England’s Lucy Bronze (right) under pressure from the Netherlands’ Lieke Martens in their pre-Euro 2022 friendly. Photograph: Molly Darlington/Action Images/Reuters

In the past 20 years the whole landscape has completely changed. The last time England hosted the Euros, in 2005, many would have never known the tournament was on. Held in the north-west of the country, Hope Powell’s part-time outfit were talented, featuring players such as Kelly Smith, Rachel Yankey, Fara Williams and Alex Scott. It saw a 17-year-old Karen Carney break out on to the international scene but it would still be a long while before the sport really established itself. London 2012 altered the playing field for the women’s game in this country, a catalyst for everything that has happened in the sport since. You could feel it in the atmosphere when Team GB beat Brazil in front of more than 70,000 at Wembley; remembering that roar when Steph Houghton hit the back of the net still sends shivers down my spine.

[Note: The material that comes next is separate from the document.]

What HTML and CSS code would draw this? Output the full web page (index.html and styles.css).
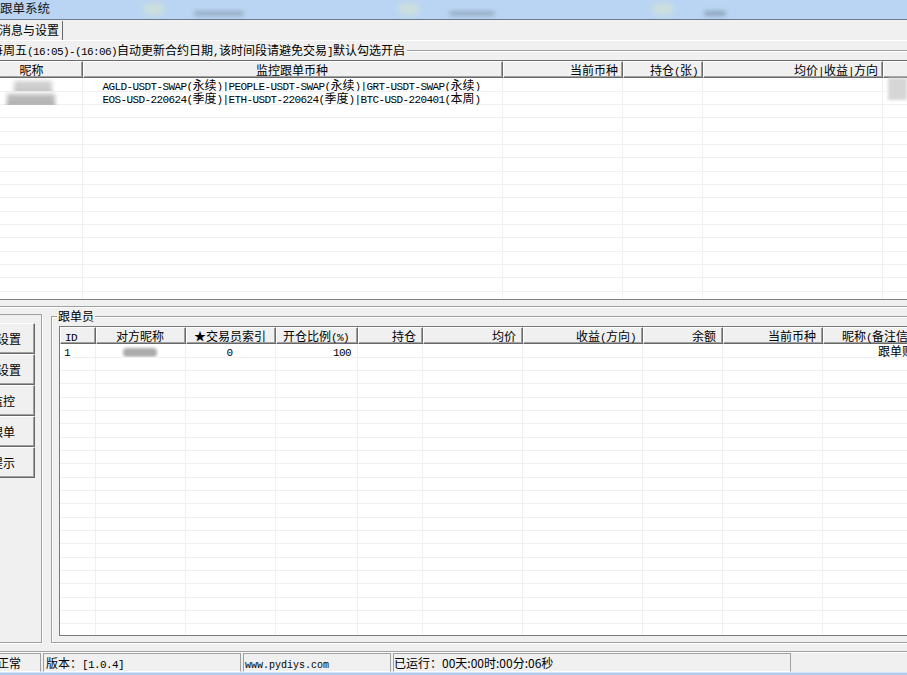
FILE: index.html
```html
<!DOCTYPE html>
<html lang="zh-CN">
<head>
<meta charset="utf-8">
<title>跟单系统</title>
<link rel="stylesheet" href="styles.css">
</head>
<body>
<div class="titlebar">
  <span class="title">跟单系统</span>
  <span class="tb-blur g1"></span>
  <span class="tb-blur d1"></span>
  <span class="tb-blur g2"></span>
  <span class="tb-blur d2"></span>
  <span class="tb-blur g3"></span>
  <span class="tb-blur d3"></span>
</div>
<div class="tabs"><div class="tab">消息与设置</div></div>
<div class="tabpanel">
  <div class="gbhead">
    <span class="gbtext">每周五<span class="m">(16:05)-(16:06)</span>自动更新合约日期<span class="m">,</span>该时间段请避免交易<span class="m">]</span>默认勾选开启</span>
    <span class="gbline"></span>
  </div>
  <div class="lv lv-top">
    <div class="col t1">
      <div class="hd ctr">昵称</div>
      <div class="bd">
        <div class="cell ctr"><span class="blur nick1"></span></div>
        <div class="cell ctr"><span class="blur nick2"></span></div>
      </div>
    </div>
    <div class="col t2">
      <div class="hd ctr">监控跟单币种</div>
      <div class="bd">
        <div class="cell ctr"><span class="m">AGLD-USDT-SWAP(</span>永续<span class="m">)|PEOPLE-USDT-SWAP(</span>永续<span class="m">)|GRT-USDT-SWAP(</span>永续<span class="m">)</span></div>
        <div class="cell ctr"><span class="m">EOS-USD-220624(</span>季度<span class="m">)|ETH-USDT-220624(</span>季度<span class="m">)|BTC-USD-220401(</span>本周<span class="m">)</span></div>
      </div>
    </div>
    <div class="col t3">
      <div class="hd rt">当前币种</div>
      <div class="bd"></div>
    </div>
    <div class="col t4">
      <div class="hd rt">持仓<span class="m">(</span>张<span class="m">)</span></div>
      <div class="bd"></div>
    </div>
    <div class="col t5">
      <div class="hd rt">均价<span class="m">|</span>收益<span class="m">|</span>方向</div>
      <div class="bd"></div>
    </div>
    <div class="col t6">
      <div class="hd rt">操作</div>
      <div class="bd">
        <div class="cell pl open"><span class="blur side"></span></div>
      </div>
    </div>
  </div>
</div>
<div class="splitter"></div>
<div class="lower">
  <div class="leftpanel">
    <div class="btn">参数设置</div>
    <div class="btn">账号设置</div>
    <div class="btn">总监控</div>
    <div class="btn">开跟单</div>
    <div class="btn">弹提示</div>
  </div>
  <div class="group">
    <div class="legend">跟单员</div>
    <div class="lv lv-bot">
      <div class="col b1">
        <div class="hd"><span class="m">ID</span></div>
        <div class="bd"><div class="cell pl"><span class="m">1</span></div></div>
      </div>
      <div class="col b2">
        <div class="hd ctr">对方昵称</div>
        <div class="bd"><div class="cell ctr"><span class="blur peer"></span></div></div>
      </div>
      <div class="col b3">
        <div class="hd ctr">★交易员索引</div>
        <div class="bd"><div class="cell ctr"><span class="m">0</span></div></div>
      </div>
      <div class="col b4">
        <div class="hd ctr">开仓比例<span class="m">(%)</span></div>
        <div class="bd"><div class="cell rt"><span class="m">100</span></div></div>
      </div>
      <div class="col b5">
        <div class="hd rt">持仓</div>
        <div class="bd"></div>
      </div>
      <div class="col b6">
        <div class="hd rt">均价</div>
        <div class="bd"></div>
      </div>
      <div class="col b7">
        <div class="hd rt">收益<span class="m">(</span>方向<span class="m">)</span></div>
        <div class="bd"></div>
      </div>
      <div class="col b8">
        <div class="hd rt">余额</div>
        <div class="bd"></div>
      </div>
      <div class="col b9">
        <div class="hd rt">当前币种</div>
        <div class="bd"></div>
      </div>
      <div class="col b10">
        <div class="hd rt">昵称<span class="m">(</span>备注信息<span class="m">)</span></div>
        <div class="bd"><div class="cell rt">跟单账号</div></div>
      </div>
    </div>
  </div>
</div>
<div class="status">
  <div class="sp s1">正常</div>
  <div class="sp s2">版本：<span class="m">[1.0.4]</span></div>
  <div class="sp s3"><span class="url">www.pydiys.com</span></div>
  <div class="sp s4">已运行：00天:00时:00分:06秒</div>
</div>
<div class="frame-bottom"></div>
</body>
</html>
```
FILE: styles.css
```css
* { box-sizing: border-box; margin: 0; padding: 0; }
html, body { width: 907px; height: 675px; overflow: hidden; background: #f0f0f0; }
body {
  font-family: "Noto Sans CJK SC", "Liberation Sans", sans-serif;
  font-size: 12px;
  line-height: 13px;
  color: #000;
  display: flex;
  flex-direction: column;
}
body > * { flex: none; }

.m { font-family: "Liberation Mono", monospace; font-size: 11px; letter-spacing: -0.6px; }

/* title bar */
.titlebar {
  height: 20px;
  background: #b9d5f3;
  border-bottom: 1px solid #6b7a8c;
  position: relative;
  overflow: hidden;
}
.title { display: block; position: relative; z-index: 1; font-size: 12.5px; line-height: 15px; color: #141414; }
.tb-blur { position: absolute; filter: blur(3px); border-radius: 4px; }
.g1 { left: 144px; top: 3px; width: 20px; height: 12px; background: rgba(214, 228, 206, 0.7); }
.d1 { left: 194px; top: 11px; width: 50px; height: 5px; background: rgba(110, 125, 145, 0.45); filter: blur(2px); }
.g2 { left: 399px; top: 3px; width: 20px; height: 12px; background: rgba(214, 228, 210, 0.7); }
.d2 { left: 449px; top: 11px; width: 46px; height: 5px; background: rgba(110, 125, 145, 0.45); filter: blur(2px); }
.g3 { left: 653px; top: 3px; width: 20px; height: 12px; background: rgba(214, 228, 210, 0.7); }
.d3 { left: 704px; top: 11px; width: 22px; height: 5px; background: rgba(100, 115, 135, 0.5); filter: blur(2px); }

/* tab */
.tabs { height: 20px; display: flex; align-items: flex-end; }
.tab {
  height: 19px;
  line-height: 17px;
  margin-left: -2px;
  padding: 0 3px 0 1px;
  border-right: 1px solid #696969;
  white-space: nowrap;
}
.tabpanel { border-top: 1px solid #fff; }

.gbhead { height: 19px; display: flex; align-items: center; }
.gbtext { display: block; margin-left: -9px; white-space: nowrap; line-height: 13px; flex: none; }
.gbline { flex: 1; height: 2px; margin-left: 2px; border-top: 1px solid #a0a0a0; border-bottom: 1px solid #fff; }

/* list views */
.lv { display: flex; overflow: hidden; }
.col { display: flex; flex-direction: column; flex: none; }
.hd {
  height: 17px;
  line-height: 15px;
  padding: 0 6px 0 4px;
  background: #f0f0f0;
  border-top: 1px solid #fff;
  border-left: 1px solid #fff;
  border-right: 1px solid #696969;
  border-bottom: 1px solid #696969;
  box-shadow: inset -1px -1px 0 #a0a0a0;
  white-space: nowrap;
  overflow: hidden;
}
.bd {
  flex: 1;
  border-right: 1px solid #f0f0f0;
  background: repeating-linear-gradient(#fff 0 13px, #f0f0f0 13px 14px, #fff 14px 26px, #f0f0f0 26px 27px, #fff 27px 39px, #f0f0f0 39px 40px);
}
.cell { height: 13.333px; line-height: 13px; white-space: nowrap; overflow: hidden; padding: 0 6px 0 4px; }
.cell.open { overflow: visible; }
.ctr { text-align: center; }
.rt { text-align: right; }
.pl { text-align: left; }

.lv-top {
  margin-left: -19px;
  height: 240px;
  border-top: 1px solid #696969;
  border-left: 1px solid #696969;
  border-bottom: 1px solid #808080;
}
.lv-top .hd.rt { padding-right: 4px; }
.t1 { width: 101px; }
.t2 { width: 420px; }
.t3 { width: 120px; }
.t4 { width: 80px; }
.t5 { width: 180px; }
.t6 { width: 140px; }
.t6 .hd { color: transparent; }

.blur { display: inline-block; vertical-align: middle; filter: blur(2px); }
.nick1 { width: 38px; height: 12px; margin-left: 4px; background: #cfcfcf; border-bottom: 2px dotted #777; }
.nick2 { width: 48px; height: 12px; background: #b9b9b9; border-bottom: 2px dotted #666; }
.side { width: 19px; height: 22px; background: #d6d6d6; margin-left: 1px; vertical-align: top; filter: blur(1.5px); }
.peer { width: 34px; height: 9px; background: #ababab; filter: blur(1.5px); border-radius: 4px; }

.splitter { margin-top: 6px; height: 2px; border-top: 1px solid #a0a0a0; border-bottom: 1px solid #fff; }

.lower { height: 343px; display: flex; align-items: flex-start; }
.leftpanel {
  flex: none;
  margin-left: -50px;
  margin-top: 6px;
  width: 92px;
  height: 329px;
  border: 1px solid #a0a0a0;
  box-shadow: 1px 1px 0 #fff;
  padding: 8px 0 0 8px;
}
.btn {
  width: 76px;
  height: 31px;
  line-height: 29px;
  text-align: center;
  white-space: nowrap;
  background: #f0f0f0;
  border-top: 1px solid #fff;
  border-left: 1px solid #fff;
  border-right: 1px solid #696969;
  border-bottom: 1px solid #696969;
  box-shadow: inset -1px -1px 0 #a0a0a0;
}

.group {
  flex: none;
  width: 900px;
  margin-left: 9px;
  margin-top: 8px;
  height: 327px;
  border-top: 1px solid #a0a0a0;
  border-left: 1px solid #a0a0a0;
  border-bottom: 1px solid #a0a0a0;
  box-shadow: inset 1px 1px 0 #fff, 0 1px 0 #fff;
}
.legend {
  width: max-content;
  margin: -8px 0 0 5px;
  padding: 0 1px;
  line-height: 13px;
  background: #f0f0f0;
}
.lv-bot {
  margin: 4px 0 0 7px;
  height: 310px;
  border: 1px solid #7a7a7a;
}
.b1 { width: 36px; }
.b2 { width: 90px; }
.b3 { width: 90px; }
.b4 { width: 82px; }
.b5 { width: 65px; }
.b6 { width: 100px; }
.b7 { width: 120px; }
.b8 { width: 80px; }
.b9 { width: 100px; }
.b10 { width: 110px; }
.lv-bot .cell.rt { padding-right: 6px; }

/* status bar */
.status {
  height: 21px;
  border-top: 1px solid #a0a0a0;
  box-shadow: inset 0 1px 0 #fff;
  padding-top: 1px;
  display: flex;
}
.sp {
  flex: none;
  height: 19px;
  line-height: 17px;
  border: 1px solid #a0a0a0;
  border-bottom-color: #fff;
  white-space: nowrap;
  overflow: hidden;
}
.s1 { margin-left: -10px; width: 51px; padding-left: 6px; }
.s2 { margin-left: 2px; width: 198px; padding-left: 2px; }
.s3 { margin-left: 2px; width: 148px; padding-left: 1px; }
.s4 { margin-left: 2px; width: 398px; padding-left: 0; }
.url { font-family: "Liberation Mono", monospace; font-size: 10px; }

.frame-bottom { height: 3px; background: #b1cdee; border-top: 1px solid #d3e4f7; }
```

It also altered things personally; a moment that changed the trajectory of my career. What started out as a hobby and a thirst for knowledge turned into a passion project as I and my partner, Rachel, began GirlsontheBall.com. Our aim was to bring women’s football to more people and tell the stories of the players who have dedicated their lives to the game both through the written word and various digital formats. That “hobby” – I am a bit loth to call it that because it was more like a second job worked around full-time employment – has now turned into a full-time career. Women’s football’s growth and popularity have seen it professionalise on and off the pitch, providing opportunities for so many that the teenage me could only dream of. The thoughts that I write down and the stories that I get to tell are now published fortnightly in a national newspaper. It is little wonder that I still have to pinch myself at times to remember that this is real.